I don’t expect to change your mind. But I’m here to say why, as a neutral, although I love all football all the time, Hull City-Swansea City gets my blood pumping more than Chelsea-Spurs.

It starts with sports culture. I’m from the USA, where we have all sorts of high-quality professional sports leagues, but none of them with relegation. There are a variety of explanations, but the one I go for is: it just happened that way. All sports leagues in the USA are modelled on the one established for baseball back in 1875, which for a variety of reasons, mainly financial, was created as a closed system. It prospered, and so was naturally followed by leagues in other sports. Accretions to the system, different for each sport, have developed to the point where changing to the English model would involve such drastic upheaval and be in so few people’s interests that it might as well be literally impossible.

So sports in America are heavily tilted towards title-winning. Actually, they’re tilted towards doing well enough in what’s called the ‘regular season’ to qualify for the play-offs, and then toward title winning. And that’s OK, because when the season starts, a high percentage of teams have a reasonable chance to make the play-offs, which is a decent reward for your efforts, even if you’re not going to win it all.

Moreover, revenue sharing and the draft system in American sports mean that teams really can go from worst to first, and vice versa, in a relatively short time. Here’s the regular season ranking of the basketball team Boston Celtics in the Eastern Conference of the NBA for the past 20 years: 12, 12, 10, 9, 3, 6, 8, 3, 11, 15, 1, 2, 4, 3, 4, 7, 12, 7, 5, 1. No one would find this sequence unusual. No matter how bad you are, a couple of years of strong management can put you in play-off contention. And if you make the play-offs, anything’s possible.

All well and good. But here’s the thing: for teams that expect to start the season near the bottom, there’s just not that much at stake. It’s nice to make the play-offs, and you want to make the play-offs. Some teams have suffered very long stretches where they’ve been left out (particularly in baseball, where it takes longer to build a team), and it feels very good when they qualify. Many lesser teams oscillate in and out of the play-offs on a reasonably regular basis. But either way, since the season is built around the play-offs themselves, frustration can set in if you can’t go further. Making the play-offs becomes just another thing to do.

Apologies for the long digression, but you can see where I’m coming from. The English system means that for a significant portion of the clubs in the Premier League, every match up to the last few weeks of the season matters hugely, matters so much more than any game in any of the American leagues until the play-offs. In the American system, you get hungry for games that really matter. In the English system, you get several a week. And although the title race games matter plenty, the relegation games matter more.

Naturally, you also want to watch great football, and for that you have the top teams, plus plenty of quality sides in Europe. I don’t want to do without Messi, or for that matter Mousa Dembélé. But that’s just another reason why I love watching the lower teams more. I know I can always get great football whenever I want it, so it’s nothing exceptional. Under those circumstances, I’ll get more excited for a game where there’s more at stake.

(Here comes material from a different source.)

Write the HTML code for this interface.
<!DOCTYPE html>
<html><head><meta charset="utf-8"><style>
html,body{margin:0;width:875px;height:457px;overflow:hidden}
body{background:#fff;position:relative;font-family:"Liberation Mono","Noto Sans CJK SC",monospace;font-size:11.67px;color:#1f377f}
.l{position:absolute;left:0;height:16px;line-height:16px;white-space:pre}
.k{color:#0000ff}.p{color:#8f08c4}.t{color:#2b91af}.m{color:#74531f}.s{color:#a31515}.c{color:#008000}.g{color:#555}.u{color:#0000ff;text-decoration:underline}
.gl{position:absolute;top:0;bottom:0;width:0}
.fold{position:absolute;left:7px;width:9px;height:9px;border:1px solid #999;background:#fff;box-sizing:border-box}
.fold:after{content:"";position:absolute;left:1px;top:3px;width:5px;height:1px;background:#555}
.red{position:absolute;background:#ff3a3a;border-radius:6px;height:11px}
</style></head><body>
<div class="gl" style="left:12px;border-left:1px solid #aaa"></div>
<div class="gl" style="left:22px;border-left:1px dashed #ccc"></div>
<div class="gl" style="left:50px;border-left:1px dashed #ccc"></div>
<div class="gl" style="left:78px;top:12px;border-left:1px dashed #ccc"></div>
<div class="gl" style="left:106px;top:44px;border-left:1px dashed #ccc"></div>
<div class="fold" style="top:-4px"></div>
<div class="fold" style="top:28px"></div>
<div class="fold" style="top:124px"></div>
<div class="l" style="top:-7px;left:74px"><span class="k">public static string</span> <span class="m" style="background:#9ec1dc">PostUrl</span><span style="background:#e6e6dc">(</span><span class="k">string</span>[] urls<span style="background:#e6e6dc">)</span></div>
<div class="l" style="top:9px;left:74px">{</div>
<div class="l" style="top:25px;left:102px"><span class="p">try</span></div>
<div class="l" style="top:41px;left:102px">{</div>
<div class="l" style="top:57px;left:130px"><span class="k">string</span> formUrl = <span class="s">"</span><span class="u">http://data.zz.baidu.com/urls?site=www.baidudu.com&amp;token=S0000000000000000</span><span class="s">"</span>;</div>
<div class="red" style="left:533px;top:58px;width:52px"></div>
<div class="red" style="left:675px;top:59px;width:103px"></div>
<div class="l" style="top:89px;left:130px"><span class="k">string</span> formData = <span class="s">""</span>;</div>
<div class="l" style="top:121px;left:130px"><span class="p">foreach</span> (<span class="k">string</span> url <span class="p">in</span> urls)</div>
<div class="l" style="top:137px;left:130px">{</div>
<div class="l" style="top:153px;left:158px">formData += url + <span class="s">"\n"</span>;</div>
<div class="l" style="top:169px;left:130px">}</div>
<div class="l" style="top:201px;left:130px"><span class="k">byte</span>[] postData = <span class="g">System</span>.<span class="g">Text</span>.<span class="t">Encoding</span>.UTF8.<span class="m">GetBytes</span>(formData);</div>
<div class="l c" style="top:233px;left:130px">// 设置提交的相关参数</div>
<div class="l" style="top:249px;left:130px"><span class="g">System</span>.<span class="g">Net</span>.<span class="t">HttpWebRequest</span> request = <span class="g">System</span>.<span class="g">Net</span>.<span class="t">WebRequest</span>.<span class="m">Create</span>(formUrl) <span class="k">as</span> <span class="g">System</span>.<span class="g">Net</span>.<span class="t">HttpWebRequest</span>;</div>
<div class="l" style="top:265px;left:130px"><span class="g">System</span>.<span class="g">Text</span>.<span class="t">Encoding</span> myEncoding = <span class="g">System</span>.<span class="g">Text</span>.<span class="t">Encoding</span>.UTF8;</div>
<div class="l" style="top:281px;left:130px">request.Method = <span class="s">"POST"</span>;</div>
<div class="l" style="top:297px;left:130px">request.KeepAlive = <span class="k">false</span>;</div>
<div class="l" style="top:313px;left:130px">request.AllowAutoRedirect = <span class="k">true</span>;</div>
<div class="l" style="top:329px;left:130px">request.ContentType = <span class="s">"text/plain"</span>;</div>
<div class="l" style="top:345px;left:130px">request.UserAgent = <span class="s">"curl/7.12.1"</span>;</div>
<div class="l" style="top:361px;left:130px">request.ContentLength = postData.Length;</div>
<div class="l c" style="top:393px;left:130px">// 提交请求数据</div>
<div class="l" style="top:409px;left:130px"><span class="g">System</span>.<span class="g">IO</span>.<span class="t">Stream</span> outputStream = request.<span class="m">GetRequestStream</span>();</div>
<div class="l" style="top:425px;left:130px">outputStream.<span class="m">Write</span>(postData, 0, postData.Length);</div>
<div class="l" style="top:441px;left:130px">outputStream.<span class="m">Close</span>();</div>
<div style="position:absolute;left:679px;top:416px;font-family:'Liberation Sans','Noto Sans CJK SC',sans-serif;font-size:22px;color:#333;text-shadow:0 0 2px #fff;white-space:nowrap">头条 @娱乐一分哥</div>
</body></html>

Remember, too, that the level of play at the bottom of the Premier League isn’t as bad as we pretend. These aren’t Sunday league players, although we call them that when they mess up. There are lots of decent footballers who do lots of decent things, and although you get the occasional stinker, most matches are very watchable.

In fact, although I’m sure this goes too far for most, I’d argue that once you get to Premier League level the very nature of the sport makes watching the lower teams more satisfying. We all know that football is an incredibly difficult game. It’s very hard to score goals, and it can also be very hard to do each of the many things that might, only might, lead to one of those goals. The top teams do these things on a regular basis, the bottom teams not so much. It’s that much more of a triumph when a lesser team does something wonderful.

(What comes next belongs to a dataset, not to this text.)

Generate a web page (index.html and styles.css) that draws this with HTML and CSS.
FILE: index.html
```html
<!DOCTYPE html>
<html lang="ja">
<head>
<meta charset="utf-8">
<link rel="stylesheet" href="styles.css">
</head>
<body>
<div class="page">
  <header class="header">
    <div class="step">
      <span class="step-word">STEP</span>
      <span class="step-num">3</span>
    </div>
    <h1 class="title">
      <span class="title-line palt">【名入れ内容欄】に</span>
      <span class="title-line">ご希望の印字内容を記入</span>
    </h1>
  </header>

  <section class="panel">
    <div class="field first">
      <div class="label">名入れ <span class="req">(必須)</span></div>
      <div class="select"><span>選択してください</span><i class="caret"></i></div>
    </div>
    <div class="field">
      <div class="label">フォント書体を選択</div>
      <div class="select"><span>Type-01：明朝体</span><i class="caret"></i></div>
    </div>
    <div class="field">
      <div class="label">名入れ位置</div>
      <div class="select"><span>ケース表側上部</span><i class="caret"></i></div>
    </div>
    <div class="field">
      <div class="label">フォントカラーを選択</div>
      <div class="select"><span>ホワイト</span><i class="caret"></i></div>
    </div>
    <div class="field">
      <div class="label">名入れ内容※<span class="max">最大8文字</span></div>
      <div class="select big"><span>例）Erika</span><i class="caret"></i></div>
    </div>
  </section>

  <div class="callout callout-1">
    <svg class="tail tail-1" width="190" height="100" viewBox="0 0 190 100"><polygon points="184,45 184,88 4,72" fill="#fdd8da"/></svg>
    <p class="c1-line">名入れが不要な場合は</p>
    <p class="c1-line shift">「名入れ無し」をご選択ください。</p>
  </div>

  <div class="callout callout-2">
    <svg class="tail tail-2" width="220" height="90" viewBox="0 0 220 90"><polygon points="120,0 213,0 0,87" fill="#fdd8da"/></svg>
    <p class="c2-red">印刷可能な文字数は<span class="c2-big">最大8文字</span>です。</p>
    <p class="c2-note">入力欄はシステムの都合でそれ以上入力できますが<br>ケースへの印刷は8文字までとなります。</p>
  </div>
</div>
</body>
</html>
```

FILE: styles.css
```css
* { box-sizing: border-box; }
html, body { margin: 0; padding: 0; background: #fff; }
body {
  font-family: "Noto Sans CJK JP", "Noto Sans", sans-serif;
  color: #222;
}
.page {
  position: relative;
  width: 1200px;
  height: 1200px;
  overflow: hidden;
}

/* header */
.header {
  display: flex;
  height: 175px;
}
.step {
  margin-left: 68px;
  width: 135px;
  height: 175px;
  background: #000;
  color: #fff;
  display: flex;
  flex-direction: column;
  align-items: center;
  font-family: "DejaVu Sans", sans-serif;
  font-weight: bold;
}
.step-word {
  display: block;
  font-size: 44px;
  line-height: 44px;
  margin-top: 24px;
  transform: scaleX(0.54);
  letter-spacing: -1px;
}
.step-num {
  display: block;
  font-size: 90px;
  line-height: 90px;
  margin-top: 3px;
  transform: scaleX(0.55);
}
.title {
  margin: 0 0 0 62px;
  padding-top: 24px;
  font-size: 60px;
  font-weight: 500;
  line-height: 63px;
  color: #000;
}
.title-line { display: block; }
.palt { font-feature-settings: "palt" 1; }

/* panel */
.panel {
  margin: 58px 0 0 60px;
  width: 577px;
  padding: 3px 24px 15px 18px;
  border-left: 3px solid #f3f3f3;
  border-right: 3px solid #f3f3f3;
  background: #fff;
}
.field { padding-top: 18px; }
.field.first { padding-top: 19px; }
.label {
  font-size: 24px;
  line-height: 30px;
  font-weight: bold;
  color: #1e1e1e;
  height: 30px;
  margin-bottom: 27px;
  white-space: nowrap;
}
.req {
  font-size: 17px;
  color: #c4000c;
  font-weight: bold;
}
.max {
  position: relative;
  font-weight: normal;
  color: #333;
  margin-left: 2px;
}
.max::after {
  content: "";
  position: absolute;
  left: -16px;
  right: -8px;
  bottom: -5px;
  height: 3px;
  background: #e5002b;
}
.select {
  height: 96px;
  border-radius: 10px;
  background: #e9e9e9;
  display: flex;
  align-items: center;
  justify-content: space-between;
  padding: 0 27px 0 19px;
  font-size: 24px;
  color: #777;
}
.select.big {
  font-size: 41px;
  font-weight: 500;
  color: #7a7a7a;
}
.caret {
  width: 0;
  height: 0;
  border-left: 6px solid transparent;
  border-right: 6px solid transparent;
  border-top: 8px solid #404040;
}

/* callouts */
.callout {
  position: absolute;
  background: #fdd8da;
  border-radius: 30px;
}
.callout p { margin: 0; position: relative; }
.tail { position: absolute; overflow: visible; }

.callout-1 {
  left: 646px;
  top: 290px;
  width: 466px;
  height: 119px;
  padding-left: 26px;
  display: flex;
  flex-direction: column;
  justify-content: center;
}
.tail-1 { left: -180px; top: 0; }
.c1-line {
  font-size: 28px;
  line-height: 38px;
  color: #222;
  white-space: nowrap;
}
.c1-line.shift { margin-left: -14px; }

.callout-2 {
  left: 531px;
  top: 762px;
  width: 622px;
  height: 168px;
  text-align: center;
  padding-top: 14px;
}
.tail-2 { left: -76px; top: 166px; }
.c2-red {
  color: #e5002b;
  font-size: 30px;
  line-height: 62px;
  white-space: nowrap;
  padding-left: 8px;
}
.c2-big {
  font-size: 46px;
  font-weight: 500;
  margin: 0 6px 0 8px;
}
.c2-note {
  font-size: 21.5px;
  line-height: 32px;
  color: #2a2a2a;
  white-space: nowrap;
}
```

Note that I am most emphatically NOT disparaging top teams or mid-table teams, or their fans. I watch every minute of every Premier League game, read and listen to as many fan responses as I can, and love it all. Fans of every club in the world are equally devoted to their clubs, unless perhaps David Moyes is managing. I’m on the side of every single one of those fans. Unless their club is competing against DC United, I wish them all success and happiness.

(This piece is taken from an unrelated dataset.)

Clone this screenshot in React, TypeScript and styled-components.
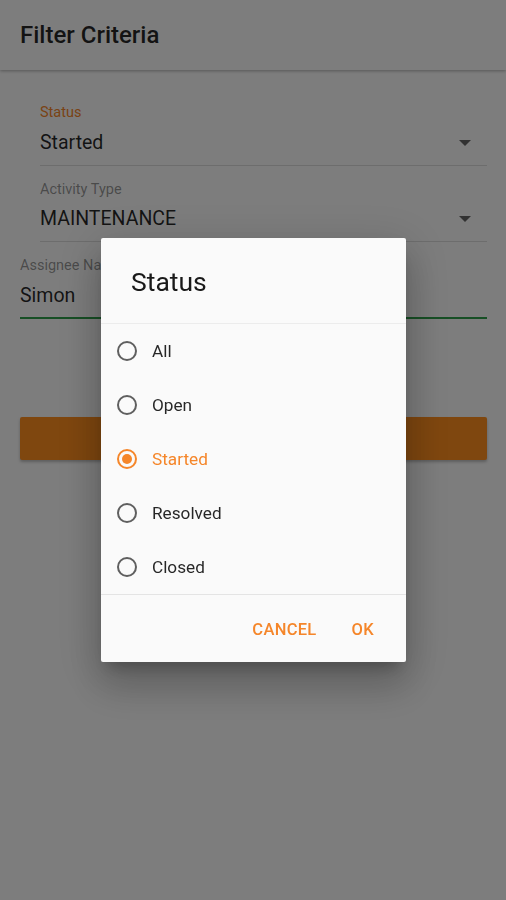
import React from "react";
import styled, { createGlobalStyle } from "styled-components";

const GlobalStyle = createGlobalStyle`
  html, body { margin: 0; padding: 0; }
  body {
    font-family: Roboto, "Noto Sans", "Liberation Sans", sans-serif;
    background: #fafafa;
  }
  * { box-sizing: border-box; }
`;

const ACCENT = "#f5862a";

const Page = styled.div`
  width: 506px;
  min-height: 900px;
  background: #fafafa;
  display: flex;
  flex-direction: column;
`;

const Header = styled.header`
  height: 70px;
  display: flex;
  align-items: center;
  padding: 0 20px;
  background: #fafafa;
  box-shadow: 0 1px 3px rgba(0, 0, 0, 0.3);
`;

const Title = styled.h1`
  margin: 0;
  font-size: 24px;
  font-weight: 500;
  color: rgba(0, 0, 0, 0.85);
  line-height: 28px;
  margin-top: -1px;
`;

const Form = styled.div`
  display: flex;
  flex-direction: column;
  padding: 35px 19px 0 20px;
`;

const Field = styled.div<{ $indent: number; $first?: boolean; $focused?: boolean }>`
  display: flex;
  flex-direction: column;
  margin-left: ${(p) => p.$indent}px;
  margin-top: ${(p) => (p.$first ? 0 : 16)}px;
  padding-bottom: ${(p) => (p.$focused ? 9 : 10)}px;
  border-bottom: ${(p) => (p.$focused ? "2px solid #2e9e4a" : "1px solid rgba(0,0,0,0.12)")};
`;

const Label = styled.div<{ $active?: boolean }>`
  font-size: 14.5px;
  line-height: 16px;
  height: 16px;
  color: ${(p) => (p.$active ? ACCENT : "rgba(0,0,0,0.42)")};
`;

const ValueRow = styled.div<{ $gap: number }>`
  display: flex;
  align-items: center;
  justify-content: space-between;
  margin-top: ${(p) => p.$gap}px;
  height: 24px;
`;

const Value = styled.span`
  font-size: 19.5px;
  line-height: 24px;
  color: rgba(0, 0, 0, 0.85);
`;

const Caret = styled.span`
  width: 0;
  height: 0;
  border-left: 6px solid transparent;
  border-right: 6px solid transparent;
  border-top: 6px solid rgba(0, 0, 0, 0.6);
  margin-right: 16px;
`;

const ApplyButton = styled.div`
  margin-top: 98px;
  height: 43px;
  border-radius: 2px;
  background: #ff8e1e;
  box-shadow: 0 2px 3px rgba(0, 0, 0, 0.25);
`;

const Overlay = styled.div`
  position: fixed;
  inset: 0;
  background: rgba(0, 0, 0, 0.5);
  display: flex;
  align-items: center;
  justify-content: center;
`;

const Dialog = styled.div`
  width: 305px;
  background: #fafafa;
  border-radius: 2px;
  display: flex;
  flex-direction: column;
  box-shadow: 0 11px 15px -7px rgba(0, 0, 0, 0.25),
    0 24px 38px 3px rgba(0, 0, 0, 0.16), 0 9px 46px 8px rgba(0, 0, 0, 0.12);
  margin-left: 1px;
`;

const DialogTitle = styled.div`
  height: 86px;
  display: flex;
  align-items: center;
  padding: 2px 30px 0;
  font-size: 26.5px;
  font-weight: 400;
  color: rgba(0, 0, 0, 0.9);
  border-bottom: 1px solid #ececec;
`;

const OptionList = styled.div`
  display: flex;
  flex-direction: column;
  border-bottom: 1px solid #e4e4e4;
`;

const Option = styled.div<{ $checked?: boolean }>`
  height: 54px;
  display: flex;
  align-items: center;
  padding-left: 16px;
  gap: 15px;
  font-size: 17.2px;
  color: ${(p) => (p.$checked ? ACCENT : "rgba(0,0,0,0.85)")};
`;

const Radio = styled.span<{ $checked?: boolean }>`
  width: 20px;
  height: 20px;
  border-radius: 50%;
  border: 2px solid ${(p) => (p.$checked ? ACCENT : "#5f5f5f")};
  display: flex;
  align-items: center;
  justify-content: center;
  &::after {
    content: "";
    width: 10px;
    height: 10px;
    border-radius: 50%;
    background: ${(p) => (p.$checked ? ACCENT : "transparent")};
  }
`;

const Actions = styled.div`
  height: 67px;
  display: flex;
  align-items: center;
  justify-content: flex-end;
  padding-right: 32px;
  gap: 35px;
`;

const ActionButton = styled.span`
  font-size: 16.5px;
  font-weight: 500;
  color: ${ACCENT};
  letter-spacing: 0.3px;
  margin-top: 1px;
`;

const options = ["All", "Open", "Started", "Resolved", "Closed"];

export default function App() {
  const selected = "Started";
  return (
    <>
      <GlobalStyle />
      <Page>
        <Header>
          <Title>Filter Criteria</Title>
        </Header>
        <Form>
          <Field $indent={20} $first>
            <Label $active>Status</Label>
            <ValueRow $gap={10}>
              <Value>Started</Value>
              <Caret />
            </ValueRow>
          </Field>
          <Field $indent={20}>
            <Label>Activity Type</Label>
            <ValueRow $gap={9}>
              <Value>MAINTENANCE</Value>
              <Caret />
            </ValueRow>
          </Field>
          <Field $indent={0} $focused>
            <Label>Assignee Name</Label>
            <ValueRow $gap={10}>
              <Value>Simon</Value>
            </ValueRow>
          </Field>
          <ApplyButton />
        </Form>
      </Page>
      <Overlay>
        <Dialog>
          <DialogTitle>Status</DialogTitle>
          <OptionList>
            {options.map((o) => (
              <Option key={o} $checked={o === selected}>
                <Radio $checked={o === selected} />
                {o}
              </Option>
            ))}
          </OptionList>
          <Actions>
            <ActionButton>CANCEL</ActionButton>
            <ActionButton>OK</ActionButton>
          </Actions>
        </Dialog>
      </Overlay>
    </>
  );
}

So the hardest thing about the relegation race is that you know three teams will go down. It’s extremely rare that a team is doomed from the start; there’s always a chance that the right personnel decisions, the right tactics, and the right amount of luck will keep them in the league. So until the numbers are unavoidable, you can keep hoping for success – but it’s a zero-sum game, and brilliant success for one may mean horrific failure for another. You just have to hope that the teams that go down either come back up quickly, or at least don’t go into a tailspin.

A final point. One of the great joys of the relegation race is that teams frequently raise their game down the stretch, producing remarkable results. In Sunderland’s 2013-14 great escape, they drew with Manchester City, defeated Chelsea, and defeated Manchester United – all away from home. This year Crystal Palace have beaten Chelsea and Liverpool away. Even the less dramatic accomplishments carry a charge: how about last weekend, when Hull City and Swansea City both picked up a point at sides significantly higher in the table? That sort of result is much more fun than when a title-chaser drops points to a mid-table team, and all you have is the failure.

So call me ridiculous, call me deluded, call me masochistic, just don’t call me late for Hull-Sunderland, Swansea-Everton, and Chelsea-Middlesbrough this weekend. Are Marco Silva’s boys ready to play as favourites, and will he return to the two-striker system that brought success against Boro? Can Paul Clement’s diamond hold off Everton, with Romelu Lukaku up against Alfie Mawson? Can Boro pull off one of those late-season miracle results? Hold all calls and let the cats feed themselves, it’s the climax of the season, and only a 6.5 earthquake (which fortunately has never happened in central Pennsylvania) could shift me from the set.